O cartel de Sinaloa cresceu e tornou-se o que os procuradores chamam “a maior e mais prolífica organização de tráfico de droga”. Guzmán e outros líderes do cartel empregavam “sicários” que levavam a cabo centenas de actos violentos, incluindo assassínios, ataques, raptos, e tortura, segundo os procuradores.

Guzmán foi capturado várias vezes; em 1993 na Guatemala e extraditado para uma prisão no México, de onde teria alegadamente expandido ainda mais a sua rede. As outras duas vezes que foi detido acabaram em fugas, até ser capturado, em 2016, num esquema complicado que incluiu o actor Sean Penn e a actriz Kate del Castillo. A sua extradição para os EUA em 2016 foi descrita por um responsável mexicano como “um presente de despedida” ao então Presidente, Barack Obama.

“O público americano ficaria tremendamente informado se tivesse prestado atenção ao julgamento de Guzmán, porque dá uma oportunidade de ver em profundidade como é que estes cartéis operam, a violência e a corrupção que geram, e como geram milhares de milhões de dólares”, disse Mike Vigil, antigo responsável pelas operações internacionais na DEA (Drug Enforcement Administration), que passou 13 anos a trabalhar no México e ao longo da fronteira.

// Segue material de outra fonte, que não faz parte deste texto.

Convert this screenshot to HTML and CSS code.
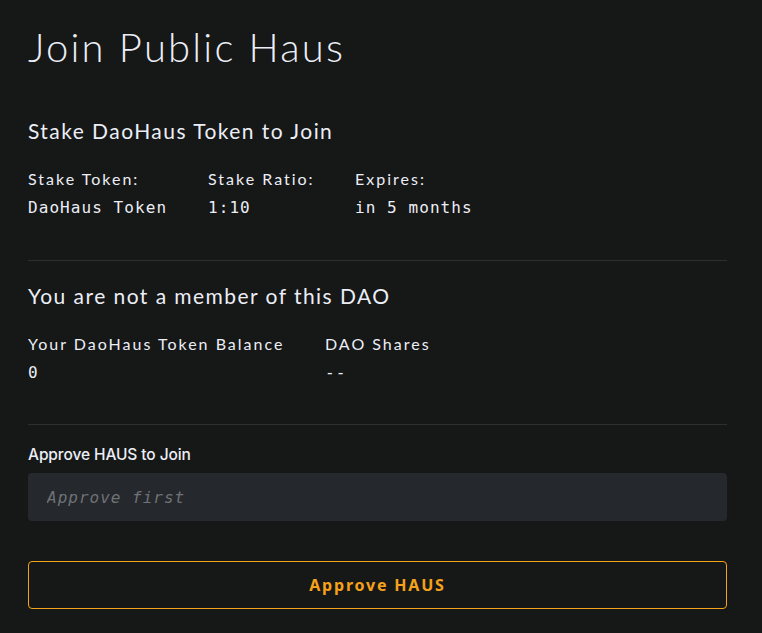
FILE: index.html
```html
<!DOCTYPE html>
<html>
<head>
<meta charset="utf-8">
<link rel="stylesheet" href="styles.css">
</head>
<body>
<main class="page">
  <h1 class="title">Join Public Haus</h1>
  <section class="section section-first">
    <h2 class="heading">Stake DaoHaus Token to Join</h2>
    <div class="stats stats-3">
      <div class="stat"><div class="label">Stake Token:</div><div class="value">DaoHaus Token</div></div>
      <div class="stat"><div class="label">Stake Ratio:</div><div class="value">1:10</div></div>
      <div class="stat"><div class="label">Expires:</div><div class="value">in 5 months</div></div>
    </div>
  </section>
  <hr class="divider">
  <section class="section">
    <h2 class="heading">You are not a member of this DAO</h2>
    <div class="stats stats-2">
      <div class="stat"><div class="label">Your DaoHaus Token Balance</div><div class="value">0</div></div>
      <div class="stat"><div class="label">DAO Shares</div><div class="value">--</div></div>
    </div>
  </section>
  <hr class="divider">
  <form class="form">
    <label class="field-label" for="amt">Approve HAUS to Join</label>
    <input class="input" id="amt" type="text" placeholder="Approve first" disabled>
    <button class="btn" type="button">Approve HAUS</button>
  </form>
</main>
</body>
</html>
```

FILE: styles.css
```css
html, body {
  margin: 0;
  padding: 0;
  background: #161717;
  color: #eceef6;
}
.page {
  padding: 21px 35px 0 28px;
  font-family: Lato, "Noto Sans", sans-serif;
}
.title {
  margin: 0;
  font-size: 40px;
  font-weight: 300;
  line-height: 52px;
  letter-spacing: 2.2px;
}
.section {
  display: flex;
  flex-direction: column;
}
.heading {
  margin: 22px 0 0;
  font-size: 21px;
  font-weight: 400;
  letter-spacing: 1.45px;
  line-height: 26px;
}
.section-first .heading { margin-top: 45px; }
.stats {
  display: grid;
  margin-top: 25px;
}
.stats-3 { grid-template-columns: 180px 147px 1fr; }
.stats-2 { grid-template-columns: 297px 1fr; }
.label {
  font-size: 16px;
  letter-spacing: 2px;
  line-height: 20px;
  white-space: nowrap;
}
.value {
  margin-top: 9.4px;
  font-family: "DejaVu Sans Mono", monospace;
  font-size: 16px;
  letter-spacing: 1.07px;
  line-height: 20px;
  white-space: nowrap;
}
.divider {
  margin: 41.2px 0 0;
  border: 0;
  border-top: 1px solid #2c2e30;
}
.form {
  display: flex;
  flex-direction: column;
}
.field-label {
  margin-top: 19.7px;
  font-family: Inter, sans-serif;
  font-size: 15.5px;
  font-weight: 500;
  letter-spacing: -0.1px;
  line-height: 20px;
}
.input {
  margin-top: 8.3px;
  height: 48px;
  box-sizing: border-box;
  border: 0;
  border-radius: 4px;
  background: #25282c;
  padding: 0 19px;
  font-family: "DejaVu Sans Mono", monospace;
  font-style: italic;
  font-size: 16px;
  letter-spacing: 1px;
  color: #6f7276;
}
.input::placeholder { color: #6f7276; }
.btn {
  margin-top: 40px;
  height: 48px;
  background: transparent;
  border: 1px solid #f5a21b;
  border-radius: 4px;
  color: #f5a21b;
  font-family: "Noto Sans", sans-serif;
  font-size: 16px;
  font-weight: 700;
  letter-spacing: 1.8px;
}
```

“Ele criou uma organização transnacional que rivaliza com qualquer grande empresa”, comentou Vigil.

AK-47 banhadas a ouro

Tinha um exército privado praticamente à disposição, com AK-47, algumas banhadas a ouro, e até vários lança-rockets. Estendia-se a vários países tanto em termos de entrega de droga como de lavagem de dinheiro, pagava verbas enormes em subornos, tinha especialistas em construção de túneis, essenciais para escapar ou levar a droga. Havia ainda o elemento de ciúme, traição e facadas nas costas – que muitas vezes acabavam em assassínios.

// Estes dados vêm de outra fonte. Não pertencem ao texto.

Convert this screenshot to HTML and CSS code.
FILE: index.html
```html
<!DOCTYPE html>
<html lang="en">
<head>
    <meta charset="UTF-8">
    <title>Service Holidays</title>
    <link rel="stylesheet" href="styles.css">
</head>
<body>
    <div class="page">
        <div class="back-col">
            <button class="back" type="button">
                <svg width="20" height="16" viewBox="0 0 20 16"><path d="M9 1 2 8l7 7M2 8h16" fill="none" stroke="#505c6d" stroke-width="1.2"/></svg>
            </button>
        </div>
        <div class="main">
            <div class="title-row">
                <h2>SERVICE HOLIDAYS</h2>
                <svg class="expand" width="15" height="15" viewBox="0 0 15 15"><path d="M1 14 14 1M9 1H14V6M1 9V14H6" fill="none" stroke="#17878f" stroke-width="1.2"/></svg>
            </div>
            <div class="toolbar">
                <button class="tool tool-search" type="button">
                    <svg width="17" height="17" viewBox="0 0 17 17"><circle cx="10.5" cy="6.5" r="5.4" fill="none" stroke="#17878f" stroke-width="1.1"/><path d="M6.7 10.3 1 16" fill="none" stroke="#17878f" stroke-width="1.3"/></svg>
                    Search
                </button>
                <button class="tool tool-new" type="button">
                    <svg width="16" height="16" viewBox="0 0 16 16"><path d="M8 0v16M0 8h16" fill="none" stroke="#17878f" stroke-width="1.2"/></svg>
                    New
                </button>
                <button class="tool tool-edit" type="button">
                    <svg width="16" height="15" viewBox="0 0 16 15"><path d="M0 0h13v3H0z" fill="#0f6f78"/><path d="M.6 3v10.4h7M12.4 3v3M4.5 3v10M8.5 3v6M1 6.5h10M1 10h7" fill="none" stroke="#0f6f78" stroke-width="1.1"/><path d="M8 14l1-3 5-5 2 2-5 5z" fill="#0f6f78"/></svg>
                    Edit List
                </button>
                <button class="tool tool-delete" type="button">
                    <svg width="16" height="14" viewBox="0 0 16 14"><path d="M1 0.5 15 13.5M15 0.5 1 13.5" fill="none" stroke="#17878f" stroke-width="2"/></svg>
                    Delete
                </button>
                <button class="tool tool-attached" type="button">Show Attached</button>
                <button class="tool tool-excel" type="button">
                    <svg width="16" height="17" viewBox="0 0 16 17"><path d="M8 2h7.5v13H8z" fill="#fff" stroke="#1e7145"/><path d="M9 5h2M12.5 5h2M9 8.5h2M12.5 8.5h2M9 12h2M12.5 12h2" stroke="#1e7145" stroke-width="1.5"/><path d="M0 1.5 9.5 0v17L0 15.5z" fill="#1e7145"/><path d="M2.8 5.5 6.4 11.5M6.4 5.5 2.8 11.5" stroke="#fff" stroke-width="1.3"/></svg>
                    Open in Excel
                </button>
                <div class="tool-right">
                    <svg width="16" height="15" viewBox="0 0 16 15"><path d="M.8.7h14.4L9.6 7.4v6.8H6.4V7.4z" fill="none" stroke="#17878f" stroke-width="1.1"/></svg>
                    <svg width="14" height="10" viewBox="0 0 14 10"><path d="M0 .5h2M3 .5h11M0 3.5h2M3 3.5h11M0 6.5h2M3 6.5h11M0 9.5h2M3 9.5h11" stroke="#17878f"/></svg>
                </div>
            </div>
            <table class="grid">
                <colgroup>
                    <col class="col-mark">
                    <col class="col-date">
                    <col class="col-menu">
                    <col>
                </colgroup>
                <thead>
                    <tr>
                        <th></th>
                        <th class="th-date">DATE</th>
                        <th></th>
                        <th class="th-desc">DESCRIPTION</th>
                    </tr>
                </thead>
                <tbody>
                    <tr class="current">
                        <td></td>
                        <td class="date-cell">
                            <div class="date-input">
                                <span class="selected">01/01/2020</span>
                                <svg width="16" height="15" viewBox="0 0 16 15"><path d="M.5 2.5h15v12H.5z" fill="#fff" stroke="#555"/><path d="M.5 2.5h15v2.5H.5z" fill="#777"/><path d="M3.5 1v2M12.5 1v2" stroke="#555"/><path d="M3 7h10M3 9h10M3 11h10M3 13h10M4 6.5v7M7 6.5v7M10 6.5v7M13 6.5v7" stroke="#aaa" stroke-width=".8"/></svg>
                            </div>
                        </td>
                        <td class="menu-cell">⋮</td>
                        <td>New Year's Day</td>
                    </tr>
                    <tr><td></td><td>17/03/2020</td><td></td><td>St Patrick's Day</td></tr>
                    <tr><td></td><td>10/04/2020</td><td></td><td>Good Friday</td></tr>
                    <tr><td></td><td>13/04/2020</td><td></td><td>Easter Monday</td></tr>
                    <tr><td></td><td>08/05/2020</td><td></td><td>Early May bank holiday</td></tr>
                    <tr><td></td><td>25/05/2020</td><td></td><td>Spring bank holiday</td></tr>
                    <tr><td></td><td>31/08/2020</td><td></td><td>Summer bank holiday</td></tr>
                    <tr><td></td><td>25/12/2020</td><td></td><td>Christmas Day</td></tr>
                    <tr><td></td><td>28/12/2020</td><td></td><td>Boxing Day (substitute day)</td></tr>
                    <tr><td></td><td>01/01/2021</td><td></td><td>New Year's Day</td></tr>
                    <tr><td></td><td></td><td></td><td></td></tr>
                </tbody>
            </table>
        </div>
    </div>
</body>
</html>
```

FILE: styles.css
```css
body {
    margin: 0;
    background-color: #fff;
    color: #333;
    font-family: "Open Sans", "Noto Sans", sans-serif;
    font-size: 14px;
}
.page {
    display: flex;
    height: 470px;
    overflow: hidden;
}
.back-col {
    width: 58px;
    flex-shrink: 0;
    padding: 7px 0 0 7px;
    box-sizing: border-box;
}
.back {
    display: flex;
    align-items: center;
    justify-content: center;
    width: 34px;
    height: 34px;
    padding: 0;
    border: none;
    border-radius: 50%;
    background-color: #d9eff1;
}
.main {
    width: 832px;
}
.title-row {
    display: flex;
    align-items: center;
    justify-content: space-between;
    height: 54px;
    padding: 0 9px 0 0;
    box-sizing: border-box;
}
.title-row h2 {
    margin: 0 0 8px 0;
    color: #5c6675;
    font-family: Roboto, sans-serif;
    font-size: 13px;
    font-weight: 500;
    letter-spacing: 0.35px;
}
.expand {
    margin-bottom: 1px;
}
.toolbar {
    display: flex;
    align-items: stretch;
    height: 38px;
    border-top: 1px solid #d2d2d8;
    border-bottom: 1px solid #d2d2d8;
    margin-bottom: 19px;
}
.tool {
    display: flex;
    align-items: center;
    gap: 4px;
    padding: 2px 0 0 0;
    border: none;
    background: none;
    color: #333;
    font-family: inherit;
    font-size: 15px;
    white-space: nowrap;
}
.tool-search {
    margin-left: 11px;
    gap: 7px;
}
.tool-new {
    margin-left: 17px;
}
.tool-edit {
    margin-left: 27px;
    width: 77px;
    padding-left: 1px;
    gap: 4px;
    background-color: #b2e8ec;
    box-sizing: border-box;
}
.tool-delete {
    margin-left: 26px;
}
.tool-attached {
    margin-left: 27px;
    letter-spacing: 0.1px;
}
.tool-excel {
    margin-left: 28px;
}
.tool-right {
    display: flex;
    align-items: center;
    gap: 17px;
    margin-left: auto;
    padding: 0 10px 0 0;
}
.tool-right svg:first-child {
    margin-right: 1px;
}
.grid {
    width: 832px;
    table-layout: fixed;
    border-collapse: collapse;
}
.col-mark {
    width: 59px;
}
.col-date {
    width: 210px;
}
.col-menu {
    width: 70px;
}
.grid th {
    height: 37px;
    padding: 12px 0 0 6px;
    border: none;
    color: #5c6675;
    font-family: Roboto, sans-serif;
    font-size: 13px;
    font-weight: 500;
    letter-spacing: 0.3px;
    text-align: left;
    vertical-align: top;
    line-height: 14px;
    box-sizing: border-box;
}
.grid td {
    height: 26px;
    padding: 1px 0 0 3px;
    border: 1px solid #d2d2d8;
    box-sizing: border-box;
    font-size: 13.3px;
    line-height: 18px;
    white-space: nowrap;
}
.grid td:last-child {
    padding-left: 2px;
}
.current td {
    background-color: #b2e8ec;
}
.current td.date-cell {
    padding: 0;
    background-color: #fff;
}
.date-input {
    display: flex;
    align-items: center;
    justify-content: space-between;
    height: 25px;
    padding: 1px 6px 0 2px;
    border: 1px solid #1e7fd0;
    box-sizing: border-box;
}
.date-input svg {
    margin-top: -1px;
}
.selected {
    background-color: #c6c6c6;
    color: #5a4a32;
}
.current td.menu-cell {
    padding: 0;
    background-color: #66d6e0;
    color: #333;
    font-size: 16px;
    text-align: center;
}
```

“Há aqui muitos indivíduos que trabalharam com Chapo Guzmán, como fontes de mercadoria ou que trabalharam directamente com ele no cartel de Sinaloa”, disse Vigil. “E todos dizem o mesmo sobre a violência, o tipo de coisas que faziam para lutar contra o Governo, lutar contra os outros cartéis…Os detalhes sobre a violência são espantosos”.

E também davam uma ideia do modo de vida de Guzmán. “Ele começou a cometer muitos erros”; disse Vigil. “E esses erros tinham a ver com mulheres”.

O encontro com o actor Sean Penn e a actriz Kate del Castillo – conseguido pela actriz, que aparentemente tinha atraído a atenção do barão da droga – ajudou as autoridades a chegar até Guzman. Uma das muitas amantes de "El Chapo" testemunhou no processo, e a sua mulher de 29 anos esteve sempre nas audiências.

Um antigo procurador que agora exerce advocacia num escritório privado em Oklahoma, Sanford Coats, disse que o julgamento permitiu ver que havia coisas que as agências sabiam há anos. “Não consigo pensar em ninguém neste nível que tenha sido julgado neste país desde há muito tempo.”

John A. Horn, antigo procurador, agora num escritório privado, comentou que o nível de penetração na vida e operações de Guzmán, incluindo fotos, testemunhas e mensagens de texto privadas – era impressionante. 

“Esperava-se uma cavalgada de testemunhas cooperantes, e isso aconteceu”, disse. “Mas as outras provas, mais tradicionais, as escutas, as chamadas gravadas, a corroboração, o nível da corroboração… ver o nível de actividade quotidiana que conseguiram capturar é notável.”

A prisão de Guzmán não quer dizer que o cartel de Sinaloa tenha sofrido um grande golpe. Na verdade, continua a prosperar na sua ausência, disse Bruce Bagley, professor de estudos internacionais na Universidade de Miami, que estuda cartéis de droga.

Foto
Emma Coronel Aispuro, a mulher de Joaquin Guzman, "El Chapo" Brendan McDermid/REUTERS

Sinaloa tem um modelo de poder descentralizado, o melhor modo de organizar um cartel. “Não se pode cortar-lhe a cabeça”, explicou. “A descentralização torna mais difícil chegar a todos os tentáculos”.

O que é raro neste caso é que o véu sobre como opera o cartel tenha sido levantado. Em muitos casos, tem havido vigilância electrónica eficaz, mas o público nunca vê o seu resultado porque o alvo confessa a sua culpa. E os líderes de cartéis raramente enfrentam julgamentos, que são o meio de conseguir um relato completo e público das operações do cartel. “Ver o quadro completo é uma ocorrência muito rara”, disse Horn.